3. EXTRAIT PRINCIPAL DE LA DÉCISION
"[La cour d'appel] a pu en déduire que ces faits constituaient une faute mais qu’au regard du contexte ils ne pouvaient caractériser une faute grave du salarié." (Point 7 de la décision)
4. POINTS DE DROIT
- 🎯 Contractualisation des missions : Des missions spécifiques (ex: "préparateur physique de l'équipe première") peuvent être considérées comme un élément essentiel du contrat de travail, même sans clause d'exclusivité expresse, si l'économie générale du contrat (notamment les clauses de rémunération variable) le suggère.
- 🔗 Distinction modification du contrat / changement des conditions de travail : L'affectation à un poste différent (centre de formation au lieu de l'équipe première), même avec une qualification identique, constitue une modification du contrat de travail si les missions initiales étaient contractualisées. Le refus du salarié est alors légitime et non fautif.
- 👨⚖️ Pouvoir souverain d'appréciation : L'interprétation des clauses d'un contrat de travail pour déterminer si des missions ont été contractualisées relève du pouvoir souverain d'appréciation des juges du fond.

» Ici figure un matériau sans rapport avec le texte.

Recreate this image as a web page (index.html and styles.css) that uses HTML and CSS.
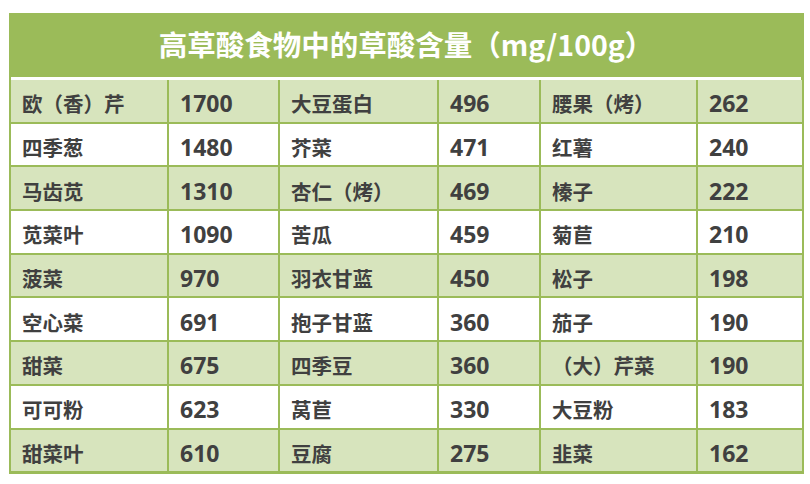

- ⚖️ Appréciation in concreto de la faute grave : La faute grave doit être évaluée au regard des circonstances et du contexte de sa commission. Des propos excessifs et insultants, bien que fautifs, peuvent ne pas atteindre le seuil de la faute grave s'ils s'inscrivent en réaction à une action de l'employeur perçue comme une rétrogradation ou une modification unilatérale du contrat.
Mots clés
modification du contrat de travail, changement des conditions de travail, faute grave, rupture anticipée du contrat à durée déterminée, pouvoir souverain d'appréciation, interprétation du contrat, liberté d'expression du salarié, proportionnalité de la sanction, contractualisation des missions, pouvoir de direction.